AUGUSTA — A bill to expand Medicaid eligibility to more low-income Mainers won initial support in the Republican-controlled Senate by a single vote Tuesday.

The measure is likely to pass in the Democratic-controlled House, but faces an all-but-guaranteed veto from Gov. Paul LePage, who has rebuffed past attempts to expand Medicaid under the federal Affordable Care Act.

The Maine Senate voted 18-17 to advance the bill, L.D. 633, after senators spent about an hour debating whether expansion would help or hurt the state’s finances. Thirty-one other states – including the five other New England states – have expanded Medicaid since President Obama’s health care law took effect, but not all in the same fashion.

The bill – sponsored by two moderate Republican senators, Tom Saviello of Wilton and Roger Katz of Augusta – would use the Affordable Care Act’s marketplace to expand Medicaid but require beneficiaries to pay small premiums for their insurance. Such a “private option” model has been adopted in several states where Republicans and Democrats share control of the government.

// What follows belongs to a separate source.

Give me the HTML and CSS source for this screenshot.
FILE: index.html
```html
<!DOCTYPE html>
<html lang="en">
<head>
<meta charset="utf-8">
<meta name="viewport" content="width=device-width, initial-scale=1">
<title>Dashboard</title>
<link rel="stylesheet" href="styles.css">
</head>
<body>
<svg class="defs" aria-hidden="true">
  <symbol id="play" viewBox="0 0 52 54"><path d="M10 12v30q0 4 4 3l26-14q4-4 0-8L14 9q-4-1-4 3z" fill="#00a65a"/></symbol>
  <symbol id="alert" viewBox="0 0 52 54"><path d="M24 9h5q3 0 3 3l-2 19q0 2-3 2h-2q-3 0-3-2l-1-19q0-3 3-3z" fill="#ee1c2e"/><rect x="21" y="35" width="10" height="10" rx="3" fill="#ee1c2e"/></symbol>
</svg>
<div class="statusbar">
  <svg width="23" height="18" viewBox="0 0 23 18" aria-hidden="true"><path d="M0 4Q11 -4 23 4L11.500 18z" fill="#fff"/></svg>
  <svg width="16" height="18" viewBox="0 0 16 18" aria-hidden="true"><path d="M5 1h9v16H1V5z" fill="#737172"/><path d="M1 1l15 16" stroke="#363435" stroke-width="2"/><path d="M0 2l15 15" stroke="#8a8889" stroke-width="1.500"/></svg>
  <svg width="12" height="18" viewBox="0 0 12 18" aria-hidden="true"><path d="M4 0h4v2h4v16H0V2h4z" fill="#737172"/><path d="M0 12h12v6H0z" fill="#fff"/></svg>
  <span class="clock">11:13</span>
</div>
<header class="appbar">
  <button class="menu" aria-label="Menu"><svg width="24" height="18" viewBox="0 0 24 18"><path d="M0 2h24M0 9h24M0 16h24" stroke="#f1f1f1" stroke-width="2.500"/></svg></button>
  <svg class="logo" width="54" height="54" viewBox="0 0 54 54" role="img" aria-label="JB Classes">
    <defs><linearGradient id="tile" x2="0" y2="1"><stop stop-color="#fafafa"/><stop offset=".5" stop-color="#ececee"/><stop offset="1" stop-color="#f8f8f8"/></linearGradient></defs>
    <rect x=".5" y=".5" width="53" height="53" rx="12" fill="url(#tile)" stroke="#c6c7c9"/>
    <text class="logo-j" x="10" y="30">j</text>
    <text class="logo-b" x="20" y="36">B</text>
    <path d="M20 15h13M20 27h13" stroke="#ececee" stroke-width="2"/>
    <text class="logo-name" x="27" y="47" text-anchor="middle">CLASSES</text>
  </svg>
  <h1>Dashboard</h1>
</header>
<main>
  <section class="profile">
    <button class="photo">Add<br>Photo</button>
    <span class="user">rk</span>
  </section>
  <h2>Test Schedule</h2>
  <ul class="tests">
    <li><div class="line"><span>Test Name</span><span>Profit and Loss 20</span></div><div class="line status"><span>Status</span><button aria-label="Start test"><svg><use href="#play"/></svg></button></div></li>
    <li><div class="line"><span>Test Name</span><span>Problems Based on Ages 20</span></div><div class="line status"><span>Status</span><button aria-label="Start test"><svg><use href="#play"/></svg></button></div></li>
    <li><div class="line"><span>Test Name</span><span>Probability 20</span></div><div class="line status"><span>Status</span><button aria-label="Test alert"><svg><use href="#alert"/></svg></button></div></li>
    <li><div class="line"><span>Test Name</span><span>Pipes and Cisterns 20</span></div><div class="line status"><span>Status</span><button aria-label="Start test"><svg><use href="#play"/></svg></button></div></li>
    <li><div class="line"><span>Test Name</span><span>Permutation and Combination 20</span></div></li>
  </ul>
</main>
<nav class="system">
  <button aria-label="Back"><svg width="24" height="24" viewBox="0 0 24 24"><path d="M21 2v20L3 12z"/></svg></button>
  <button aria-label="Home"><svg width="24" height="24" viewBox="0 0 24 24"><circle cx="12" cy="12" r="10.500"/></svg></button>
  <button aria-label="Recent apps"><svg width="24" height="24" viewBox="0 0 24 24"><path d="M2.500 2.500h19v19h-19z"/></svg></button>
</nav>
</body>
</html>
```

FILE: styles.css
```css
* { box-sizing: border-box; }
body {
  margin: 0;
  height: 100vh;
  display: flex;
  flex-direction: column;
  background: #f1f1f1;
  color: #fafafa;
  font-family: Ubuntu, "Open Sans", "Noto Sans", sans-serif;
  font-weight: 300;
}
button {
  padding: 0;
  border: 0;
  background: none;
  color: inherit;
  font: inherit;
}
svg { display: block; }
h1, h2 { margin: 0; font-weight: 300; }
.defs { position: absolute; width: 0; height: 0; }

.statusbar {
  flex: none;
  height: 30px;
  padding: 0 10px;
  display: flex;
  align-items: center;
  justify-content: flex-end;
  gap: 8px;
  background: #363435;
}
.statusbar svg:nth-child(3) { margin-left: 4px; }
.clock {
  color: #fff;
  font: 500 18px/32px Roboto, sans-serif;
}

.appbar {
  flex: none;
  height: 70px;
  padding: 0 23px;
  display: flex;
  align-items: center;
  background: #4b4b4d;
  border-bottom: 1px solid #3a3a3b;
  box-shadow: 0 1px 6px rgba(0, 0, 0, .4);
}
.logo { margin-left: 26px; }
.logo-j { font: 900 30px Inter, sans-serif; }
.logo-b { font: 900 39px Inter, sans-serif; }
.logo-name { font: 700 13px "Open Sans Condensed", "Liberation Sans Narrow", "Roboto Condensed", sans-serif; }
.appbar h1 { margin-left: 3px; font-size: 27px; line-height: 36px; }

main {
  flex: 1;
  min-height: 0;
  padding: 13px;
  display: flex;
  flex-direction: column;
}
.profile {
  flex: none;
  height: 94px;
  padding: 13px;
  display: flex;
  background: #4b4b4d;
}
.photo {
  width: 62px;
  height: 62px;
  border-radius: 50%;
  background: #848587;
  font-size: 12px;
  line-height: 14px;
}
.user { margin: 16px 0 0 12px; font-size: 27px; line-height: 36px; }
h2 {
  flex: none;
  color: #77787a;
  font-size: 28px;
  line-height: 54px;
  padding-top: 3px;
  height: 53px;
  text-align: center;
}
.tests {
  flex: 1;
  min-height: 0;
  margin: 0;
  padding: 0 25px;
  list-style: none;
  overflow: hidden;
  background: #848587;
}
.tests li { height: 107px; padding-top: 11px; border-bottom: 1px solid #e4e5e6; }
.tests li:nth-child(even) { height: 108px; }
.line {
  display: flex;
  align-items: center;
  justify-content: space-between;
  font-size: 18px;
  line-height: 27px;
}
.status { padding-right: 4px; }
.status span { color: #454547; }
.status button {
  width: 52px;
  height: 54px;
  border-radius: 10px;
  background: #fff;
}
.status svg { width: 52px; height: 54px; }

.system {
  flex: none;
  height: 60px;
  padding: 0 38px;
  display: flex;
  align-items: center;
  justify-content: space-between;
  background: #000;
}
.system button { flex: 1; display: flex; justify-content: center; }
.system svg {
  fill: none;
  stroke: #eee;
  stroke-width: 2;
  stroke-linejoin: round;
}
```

“If we have an opportunity to provide coverage to over 70,000 of the neediest Mainers in a financially responsible way, we should do it,” said Sen. James Dill, D-Old Town.

All 15 Senate Democrats plus three Republicans – Saviello, Katz and Sen. David Woodsome of North Waterboro – voted in favor of the bill.


The bill would authorize the state to accept federal Medicaid funds to provide health insurance to people earning between 100 percent and 138 percent of the federal poverty level. The federal government would pay 100 percent of the expansion costs through 2016, with the federal share declining to 90 percent by 2020.

Republicans who voted against the measure warned that the federal government shouldn’t be trusted to live up to those funding promises, especially considering that a future president could change the rules. They also pointed out that other states that have expanded Medicaid have underestimated their costs despite the windfall of federal funds from an expansion.

Sen. Eric Brakey, R-Auburn, who co-chairs the Legislature’s Health and Human Services Committee, said expansion “would not only be incredibly expensive in the short term … but disastrous in the long run.”

“Should be we bet our future on the financial solvency of the federal government that only knows how to run up the credit cards?” Brakey said in a floor speech. “When the federal government hits the inevitable brick wall at the end of this unsustainable road, who will be left holding the bag on Medicaid expansion?”

There have been conflicting estimates for how much expansion would save or cost Maine.

In its fiscal note on the bill, the Legislature’s nonpartisan Office of Fiscal and Program Review estimated the state would spend $93 million in General Fund revenue on expansion through fiscal year 2018-19 but receive nearly $1.2 billion in federal funds during that period. The Maine Department of Health and Human Services, meanwhile, estimated that expansion would cost the state $315 million over the next five years.


Responding to Brakey’s account of costs borne by other states, Saviello pointed out that none of the 31 states has reversed a decision to expand Medicaid.

“There is concern that, in fact, a new president will change the plan,” Saviello said. “Well, I can’t imagine those 31 states – with senators from every one of those states that have expanded – being told, ‘I’m sorry, we’re cutting you off.’ “

This is the sixth attempt to expand Medicaid in Maine under the Affordable Care Act in recent years. All previous attempts have fallen to Republican opposition in the Legislature or to LePage’s vetoes.

This year, supporters have sought to try to tie the expansion to Maine’s opiate epidemic, pointing out that expansion would help more addicts access the treatment they need for recovery.

Sen. Anne Haskell, D-Portland, also pointed out that the list of organizations supporting expansion includes the Maine Police Chiefs Association, the Maine Medical Association, the Maine Hospital Association and the Maine Sheriffs’ Association.

The bill now goes to the House, where Democrats hold the majority of seats. But the one-vote margin in the Senate falls well short of the two-thirds majority needed to override a LePage veto.